Task goal → Return only the number of lines holding the word "React".

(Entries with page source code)
----

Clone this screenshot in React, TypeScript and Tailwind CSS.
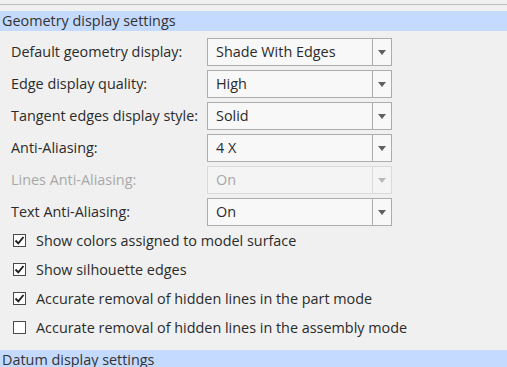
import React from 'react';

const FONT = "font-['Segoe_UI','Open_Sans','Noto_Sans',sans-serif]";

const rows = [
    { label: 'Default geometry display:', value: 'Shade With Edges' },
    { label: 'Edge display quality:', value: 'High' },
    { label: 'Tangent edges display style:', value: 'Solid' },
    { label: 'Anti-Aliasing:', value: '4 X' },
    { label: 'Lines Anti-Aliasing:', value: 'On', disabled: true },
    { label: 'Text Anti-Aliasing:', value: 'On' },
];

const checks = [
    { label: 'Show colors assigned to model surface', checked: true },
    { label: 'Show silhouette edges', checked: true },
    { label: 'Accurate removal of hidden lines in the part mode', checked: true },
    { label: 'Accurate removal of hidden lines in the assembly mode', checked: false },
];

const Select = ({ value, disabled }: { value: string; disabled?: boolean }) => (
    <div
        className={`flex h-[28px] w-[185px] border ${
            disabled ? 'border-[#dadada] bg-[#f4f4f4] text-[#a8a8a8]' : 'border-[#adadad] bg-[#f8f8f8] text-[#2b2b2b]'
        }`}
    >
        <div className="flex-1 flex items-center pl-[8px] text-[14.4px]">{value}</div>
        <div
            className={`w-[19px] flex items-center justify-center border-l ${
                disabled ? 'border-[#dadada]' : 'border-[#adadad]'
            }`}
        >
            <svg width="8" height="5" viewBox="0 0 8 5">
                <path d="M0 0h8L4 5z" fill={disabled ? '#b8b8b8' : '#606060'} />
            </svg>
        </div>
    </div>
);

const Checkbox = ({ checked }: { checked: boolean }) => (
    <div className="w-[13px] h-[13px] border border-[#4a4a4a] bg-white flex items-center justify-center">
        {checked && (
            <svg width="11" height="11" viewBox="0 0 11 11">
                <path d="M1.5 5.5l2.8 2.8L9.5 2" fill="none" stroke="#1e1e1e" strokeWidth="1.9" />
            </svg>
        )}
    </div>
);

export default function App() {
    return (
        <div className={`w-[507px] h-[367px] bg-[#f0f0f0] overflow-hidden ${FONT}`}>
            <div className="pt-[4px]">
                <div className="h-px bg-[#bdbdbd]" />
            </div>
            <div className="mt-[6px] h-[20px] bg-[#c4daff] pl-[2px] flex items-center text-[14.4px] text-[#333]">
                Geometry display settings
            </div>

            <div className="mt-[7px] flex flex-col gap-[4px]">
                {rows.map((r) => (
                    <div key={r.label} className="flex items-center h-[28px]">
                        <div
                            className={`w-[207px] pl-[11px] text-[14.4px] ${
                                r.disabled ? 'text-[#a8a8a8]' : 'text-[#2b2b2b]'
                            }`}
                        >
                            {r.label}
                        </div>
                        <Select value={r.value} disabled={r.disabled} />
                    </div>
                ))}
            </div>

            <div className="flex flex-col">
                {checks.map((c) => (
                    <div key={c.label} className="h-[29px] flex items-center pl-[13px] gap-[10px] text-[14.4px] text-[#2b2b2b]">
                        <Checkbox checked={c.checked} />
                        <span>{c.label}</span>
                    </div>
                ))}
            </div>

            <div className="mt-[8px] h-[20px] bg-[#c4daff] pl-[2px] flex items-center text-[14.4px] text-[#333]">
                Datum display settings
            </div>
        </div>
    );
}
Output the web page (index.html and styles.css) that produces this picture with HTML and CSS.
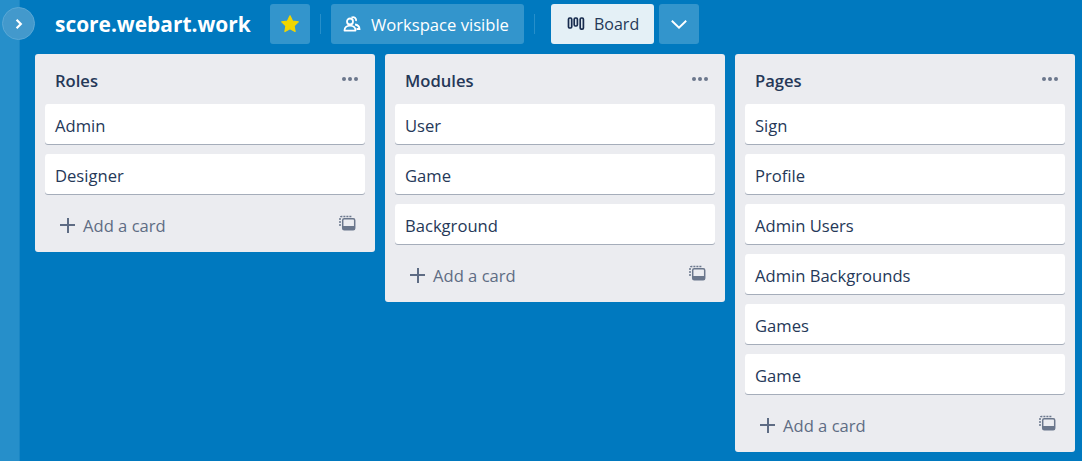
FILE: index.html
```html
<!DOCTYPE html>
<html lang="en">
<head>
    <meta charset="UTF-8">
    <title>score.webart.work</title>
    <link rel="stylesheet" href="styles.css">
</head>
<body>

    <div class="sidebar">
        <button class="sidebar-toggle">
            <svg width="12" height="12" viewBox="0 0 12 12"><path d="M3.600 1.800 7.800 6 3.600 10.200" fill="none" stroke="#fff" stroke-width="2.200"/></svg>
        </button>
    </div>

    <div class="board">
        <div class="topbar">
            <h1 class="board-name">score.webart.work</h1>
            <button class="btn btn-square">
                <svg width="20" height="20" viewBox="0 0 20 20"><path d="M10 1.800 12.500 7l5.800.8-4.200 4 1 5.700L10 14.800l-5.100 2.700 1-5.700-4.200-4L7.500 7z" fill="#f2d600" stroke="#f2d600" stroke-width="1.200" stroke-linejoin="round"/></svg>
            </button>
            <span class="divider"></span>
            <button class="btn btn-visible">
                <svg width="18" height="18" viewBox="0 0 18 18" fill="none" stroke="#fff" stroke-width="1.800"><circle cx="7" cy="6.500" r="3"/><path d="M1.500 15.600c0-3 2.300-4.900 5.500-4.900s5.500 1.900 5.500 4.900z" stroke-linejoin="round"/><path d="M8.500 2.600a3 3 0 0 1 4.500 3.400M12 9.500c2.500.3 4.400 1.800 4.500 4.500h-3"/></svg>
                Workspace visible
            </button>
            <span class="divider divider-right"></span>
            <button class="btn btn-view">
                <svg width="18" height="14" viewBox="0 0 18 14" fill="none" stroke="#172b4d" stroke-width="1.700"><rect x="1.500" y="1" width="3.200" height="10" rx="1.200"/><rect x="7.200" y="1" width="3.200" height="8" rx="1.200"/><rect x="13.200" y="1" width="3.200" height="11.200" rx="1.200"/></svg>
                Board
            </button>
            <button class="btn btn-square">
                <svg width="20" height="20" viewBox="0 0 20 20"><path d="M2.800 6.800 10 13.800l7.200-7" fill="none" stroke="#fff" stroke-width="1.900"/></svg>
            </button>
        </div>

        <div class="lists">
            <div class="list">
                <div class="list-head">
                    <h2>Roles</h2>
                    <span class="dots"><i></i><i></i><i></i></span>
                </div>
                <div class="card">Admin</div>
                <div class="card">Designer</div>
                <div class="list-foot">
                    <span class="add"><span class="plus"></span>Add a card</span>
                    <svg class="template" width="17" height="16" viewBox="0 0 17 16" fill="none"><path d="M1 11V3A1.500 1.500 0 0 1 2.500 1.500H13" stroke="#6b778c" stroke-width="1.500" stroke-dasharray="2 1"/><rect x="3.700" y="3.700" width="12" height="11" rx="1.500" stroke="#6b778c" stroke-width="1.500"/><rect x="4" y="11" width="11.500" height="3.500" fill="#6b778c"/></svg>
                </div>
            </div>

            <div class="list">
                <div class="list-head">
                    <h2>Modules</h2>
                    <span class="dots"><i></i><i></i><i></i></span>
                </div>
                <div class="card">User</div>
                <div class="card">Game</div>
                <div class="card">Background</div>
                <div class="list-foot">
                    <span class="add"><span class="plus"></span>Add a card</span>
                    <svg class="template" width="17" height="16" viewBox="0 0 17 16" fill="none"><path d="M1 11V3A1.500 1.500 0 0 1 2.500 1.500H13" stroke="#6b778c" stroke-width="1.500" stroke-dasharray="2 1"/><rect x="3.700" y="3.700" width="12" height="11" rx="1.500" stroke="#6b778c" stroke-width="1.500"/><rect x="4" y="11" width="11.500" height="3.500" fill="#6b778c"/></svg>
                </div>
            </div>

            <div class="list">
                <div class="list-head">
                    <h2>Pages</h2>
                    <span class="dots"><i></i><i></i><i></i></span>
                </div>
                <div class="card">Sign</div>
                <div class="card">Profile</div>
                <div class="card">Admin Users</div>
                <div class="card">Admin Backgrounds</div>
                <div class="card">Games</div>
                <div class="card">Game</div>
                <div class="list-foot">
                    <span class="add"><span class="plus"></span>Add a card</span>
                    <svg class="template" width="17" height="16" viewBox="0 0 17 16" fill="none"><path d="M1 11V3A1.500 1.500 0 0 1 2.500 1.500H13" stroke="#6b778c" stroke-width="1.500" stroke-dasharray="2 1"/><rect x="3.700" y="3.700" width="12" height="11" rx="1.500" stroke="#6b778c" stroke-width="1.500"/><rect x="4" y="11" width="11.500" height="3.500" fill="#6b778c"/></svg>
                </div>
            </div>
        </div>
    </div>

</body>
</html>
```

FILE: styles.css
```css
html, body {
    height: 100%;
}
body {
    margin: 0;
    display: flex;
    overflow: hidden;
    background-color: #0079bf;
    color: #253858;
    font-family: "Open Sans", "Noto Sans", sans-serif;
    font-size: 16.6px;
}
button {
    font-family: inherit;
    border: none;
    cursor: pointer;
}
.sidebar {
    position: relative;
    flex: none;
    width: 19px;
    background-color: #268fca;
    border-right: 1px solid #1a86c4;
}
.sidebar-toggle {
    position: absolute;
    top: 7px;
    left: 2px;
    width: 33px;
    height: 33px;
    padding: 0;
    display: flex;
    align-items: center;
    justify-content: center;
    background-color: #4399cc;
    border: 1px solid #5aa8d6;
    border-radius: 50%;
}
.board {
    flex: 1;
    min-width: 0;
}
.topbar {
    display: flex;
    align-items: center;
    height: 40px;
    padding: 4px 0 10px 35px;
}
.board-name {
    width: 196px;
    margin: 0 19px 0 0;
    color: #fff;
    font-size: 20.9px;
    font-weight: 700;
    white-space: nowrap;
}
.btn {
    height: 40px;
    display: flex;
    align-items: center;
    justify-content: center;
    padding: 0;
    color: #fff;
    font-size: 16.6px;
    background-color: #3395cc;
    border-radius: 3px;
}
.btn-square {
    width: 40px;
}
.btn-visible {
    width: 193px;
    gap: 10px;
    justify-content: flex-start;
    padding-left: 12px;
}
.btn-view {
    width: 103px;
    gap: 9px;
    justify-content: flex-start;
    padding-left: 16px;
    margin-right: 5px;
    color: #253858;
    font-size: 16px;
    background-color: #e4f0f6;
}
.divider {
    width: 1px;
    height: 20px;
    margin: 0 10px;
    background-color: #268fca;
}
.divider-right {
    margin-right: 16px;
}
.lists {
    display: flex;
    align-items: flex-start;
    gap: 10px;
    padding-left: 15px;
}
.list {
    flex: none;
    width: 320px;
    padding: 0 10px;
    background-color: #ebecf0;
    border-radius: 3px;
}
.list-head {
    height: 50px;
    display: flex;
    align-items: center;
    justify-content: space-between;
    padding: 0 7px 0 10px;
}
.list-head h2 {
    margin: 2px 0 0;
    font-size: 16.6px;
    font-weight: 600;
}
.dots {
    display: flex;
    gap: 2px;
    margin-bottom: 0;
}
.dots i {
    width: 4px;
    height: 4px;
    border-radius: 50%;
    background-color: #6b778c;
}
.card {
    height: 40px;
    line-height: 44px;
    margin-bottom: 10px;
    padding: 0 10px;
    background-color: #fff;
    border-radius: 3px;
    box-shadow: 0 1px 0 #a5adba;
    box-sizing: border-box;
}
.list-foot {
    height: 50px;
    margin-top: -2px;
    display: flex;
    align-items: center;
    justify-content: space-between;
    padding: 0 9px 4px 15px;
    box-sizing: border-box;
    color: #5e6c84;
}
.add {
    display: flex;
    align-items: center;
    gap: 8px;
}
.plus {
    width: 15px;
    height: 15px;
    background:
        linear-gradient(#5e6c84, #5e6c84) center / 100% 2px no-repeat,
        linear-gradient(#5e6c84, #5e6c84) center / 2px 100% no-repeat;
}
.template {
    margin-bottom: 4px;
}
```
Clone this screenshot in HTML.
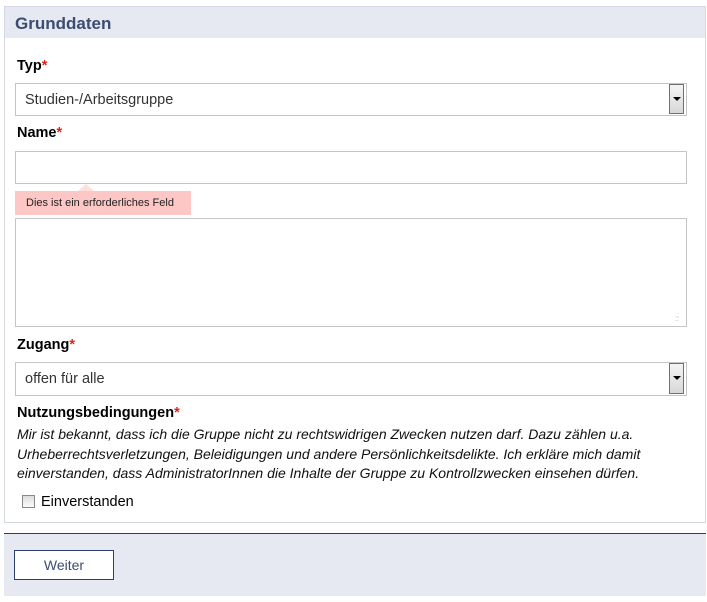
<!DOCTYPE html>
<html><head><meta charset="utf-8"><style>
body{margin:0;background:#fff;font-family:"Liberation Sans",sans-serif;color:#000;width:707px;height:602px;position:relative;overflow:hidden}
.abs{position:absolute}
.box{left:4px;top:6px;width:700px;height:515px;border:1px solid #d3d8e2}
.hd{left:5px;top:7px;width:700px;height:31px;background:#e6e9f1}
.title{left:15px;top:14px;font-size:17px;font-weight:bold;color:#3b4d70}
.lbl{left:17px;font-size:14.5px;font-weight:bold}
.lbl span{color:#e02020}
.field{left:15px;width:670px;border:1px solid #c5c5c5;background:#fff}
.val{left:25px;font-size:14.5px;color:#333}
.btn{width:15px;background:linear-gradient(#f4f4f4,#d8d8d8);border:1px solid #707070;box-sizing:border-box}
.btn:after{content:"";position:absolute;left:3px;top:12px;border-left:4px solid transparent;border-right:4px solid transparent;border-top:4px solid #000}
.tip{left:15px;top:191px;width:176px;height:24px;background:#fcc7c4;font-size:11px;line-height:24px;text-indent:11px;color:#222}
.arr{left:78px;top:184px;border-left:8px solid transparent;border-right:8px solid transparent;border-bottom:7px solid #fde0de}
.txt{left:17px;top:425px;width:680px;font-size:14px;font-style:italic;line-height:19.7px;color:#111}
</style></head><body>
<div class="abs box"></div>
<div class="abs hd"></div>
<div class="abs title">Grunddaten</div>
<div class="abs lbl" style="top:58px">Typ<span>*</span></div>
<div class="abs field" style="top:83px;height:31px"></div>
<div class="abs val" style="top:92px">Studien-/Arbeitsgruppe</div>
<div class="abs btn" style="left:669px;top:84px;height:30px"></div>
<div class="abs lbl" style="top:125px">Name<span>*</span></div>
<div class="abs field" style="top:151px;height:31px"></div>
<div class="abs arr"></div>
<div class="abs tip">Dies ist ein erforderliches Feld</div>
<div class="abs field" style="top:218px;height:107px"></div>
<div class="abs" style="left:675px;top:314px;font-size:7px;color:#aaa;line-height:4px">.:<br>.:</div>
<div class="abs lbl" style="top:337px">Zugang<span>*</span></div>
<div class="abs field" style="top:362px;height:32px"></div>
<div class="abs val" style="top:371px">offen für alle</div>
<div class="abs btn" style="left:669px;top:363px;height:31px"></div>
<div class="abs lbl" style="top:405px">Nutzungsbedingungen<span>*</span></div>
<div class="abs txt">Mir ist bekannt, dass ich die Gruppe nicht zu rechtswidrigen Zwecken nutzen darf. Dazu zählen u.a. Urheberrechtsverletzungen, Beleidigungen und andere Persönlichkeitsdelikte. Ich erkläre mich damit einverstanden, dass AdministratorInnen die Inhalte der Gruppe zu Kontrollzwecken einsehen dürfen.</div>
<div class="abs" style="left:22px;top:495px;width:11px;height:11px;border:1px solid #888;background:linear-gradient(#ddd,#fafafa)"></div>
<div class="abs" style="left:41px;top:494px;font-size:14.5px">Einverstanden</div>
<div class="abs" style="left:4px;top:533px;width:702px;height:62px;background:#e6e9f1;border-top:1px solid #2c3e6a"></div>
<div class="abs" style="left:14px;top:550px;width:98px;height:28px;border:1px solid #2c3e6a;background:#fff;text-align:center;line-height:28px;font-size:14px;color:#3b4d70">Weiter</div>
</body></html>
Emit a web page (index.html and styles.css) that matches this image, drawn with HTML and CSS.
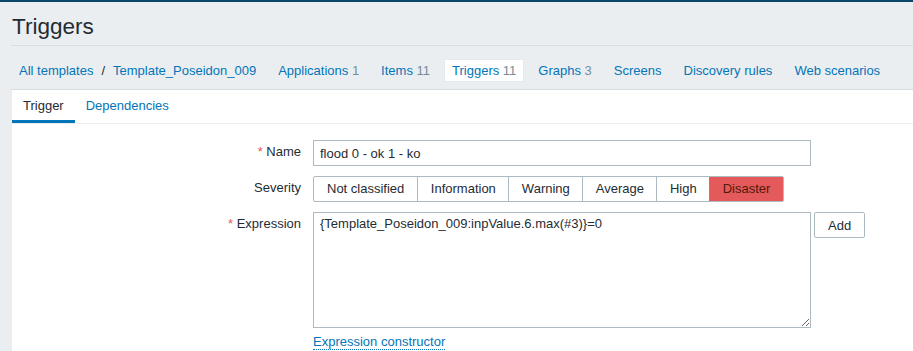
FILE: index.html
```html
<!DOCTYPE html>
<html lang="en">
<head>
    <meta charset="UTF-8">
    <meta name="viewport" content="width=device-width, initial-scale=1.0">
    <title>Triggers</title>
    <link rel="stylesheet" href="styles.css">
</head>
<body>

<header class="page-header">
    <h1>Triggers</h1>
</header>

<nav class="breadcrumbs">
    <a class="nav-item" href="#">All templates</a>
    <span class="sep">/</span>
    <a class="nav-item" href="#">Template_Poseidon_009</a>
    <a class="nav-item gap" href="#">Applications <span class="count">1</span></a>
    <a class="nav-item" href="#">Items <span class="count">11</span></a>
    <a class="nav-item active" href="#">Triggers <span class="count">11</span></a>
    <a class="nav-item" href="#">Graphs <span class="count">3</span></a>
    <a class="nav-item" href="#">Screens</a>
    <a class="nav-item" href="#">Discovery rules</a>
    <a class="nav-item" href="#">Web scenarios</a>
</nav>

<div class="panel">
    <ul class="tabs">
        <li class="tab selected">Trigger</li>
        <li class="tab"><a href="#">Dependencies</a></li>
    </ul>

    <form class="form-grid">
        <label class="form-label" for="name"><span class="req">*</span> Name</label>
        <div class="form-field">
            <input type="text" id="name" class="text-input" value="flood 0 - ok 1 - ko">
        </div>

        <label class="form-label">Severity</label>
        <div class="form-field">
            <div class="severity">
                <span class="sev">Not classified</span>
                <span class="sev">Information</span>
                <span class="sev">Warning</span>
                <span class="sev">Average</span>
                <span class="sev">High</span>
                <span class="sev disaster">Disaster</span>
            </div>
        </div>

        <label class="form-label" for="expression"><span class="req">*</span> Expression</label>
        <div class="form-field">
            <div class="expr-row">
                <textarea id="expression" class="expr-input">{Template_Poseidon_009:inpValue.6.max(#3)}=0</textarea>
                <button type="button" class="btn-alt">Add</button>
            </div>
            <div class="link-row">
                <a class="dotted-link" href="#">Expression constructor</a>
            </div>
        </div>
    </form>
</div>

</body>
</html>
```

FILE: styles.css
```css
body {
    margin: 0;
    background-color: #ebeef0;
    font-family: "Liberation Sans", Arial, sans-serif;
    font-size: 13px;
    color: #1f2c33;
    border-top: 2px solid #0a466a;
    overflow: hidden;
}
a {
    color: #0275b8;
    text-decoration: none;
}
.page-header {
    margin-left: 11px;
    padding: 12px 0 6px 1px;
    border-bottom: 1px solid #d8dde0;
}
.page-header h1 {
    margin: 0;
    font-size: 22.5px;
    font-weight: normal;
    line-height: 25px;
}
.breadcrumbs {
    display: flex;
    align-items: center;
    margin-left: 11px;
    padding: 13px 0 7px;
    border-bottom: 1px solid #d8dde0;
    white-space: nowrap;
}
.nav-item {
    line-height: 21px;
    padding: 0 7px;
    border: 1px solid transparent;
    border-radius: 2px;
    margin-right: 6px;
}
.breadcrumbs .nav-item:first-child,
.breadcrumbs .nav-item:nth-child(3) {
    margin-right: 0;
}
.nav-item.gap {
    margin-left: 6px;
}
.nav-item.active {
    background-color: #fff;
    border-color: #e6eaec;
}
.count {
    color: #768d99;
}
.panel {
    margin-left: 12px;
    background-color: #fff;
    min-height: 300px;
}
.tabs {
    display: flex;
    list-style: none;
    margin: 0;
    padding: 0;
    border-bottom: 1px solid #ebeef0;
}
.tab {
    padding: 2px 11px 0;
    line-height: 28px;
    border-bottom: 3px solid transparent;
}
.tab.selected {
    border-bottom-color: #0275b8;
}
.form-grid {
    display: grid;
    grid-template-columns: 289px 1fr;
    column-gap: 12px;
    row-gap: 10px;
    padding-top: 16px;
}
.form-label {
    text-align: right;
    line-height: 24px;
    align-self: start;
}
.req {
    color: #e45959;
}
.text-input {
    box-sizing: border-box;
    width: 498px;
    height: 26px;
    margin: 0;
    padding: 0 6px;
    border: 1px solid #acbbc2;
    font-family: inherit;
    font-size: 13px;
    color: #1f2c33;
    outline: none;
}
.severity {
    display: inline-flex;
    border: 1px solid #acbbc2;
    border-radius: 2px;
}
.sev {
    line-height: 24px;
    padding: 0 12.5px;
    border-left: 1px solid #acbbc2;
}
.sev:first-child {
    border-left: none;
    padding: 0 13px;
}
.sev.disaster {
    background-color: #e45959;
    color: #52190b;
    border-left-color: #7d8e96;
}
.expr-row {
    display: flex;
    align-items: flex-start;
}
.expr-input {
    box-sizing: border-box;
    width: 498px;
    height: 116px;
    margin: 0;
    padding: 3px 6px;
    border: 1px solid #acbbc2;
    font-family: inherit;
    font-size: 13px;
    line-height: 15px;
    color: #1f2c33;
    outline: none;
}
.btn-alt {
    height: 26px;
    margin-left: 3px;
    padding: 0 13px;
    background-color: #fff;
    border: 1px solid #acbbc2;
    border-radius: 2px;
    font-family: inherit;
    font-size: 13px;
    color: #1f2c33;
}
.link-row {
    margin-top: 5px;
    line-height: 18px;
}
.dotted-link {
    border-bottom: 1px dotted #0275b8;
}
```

----

Task output → 2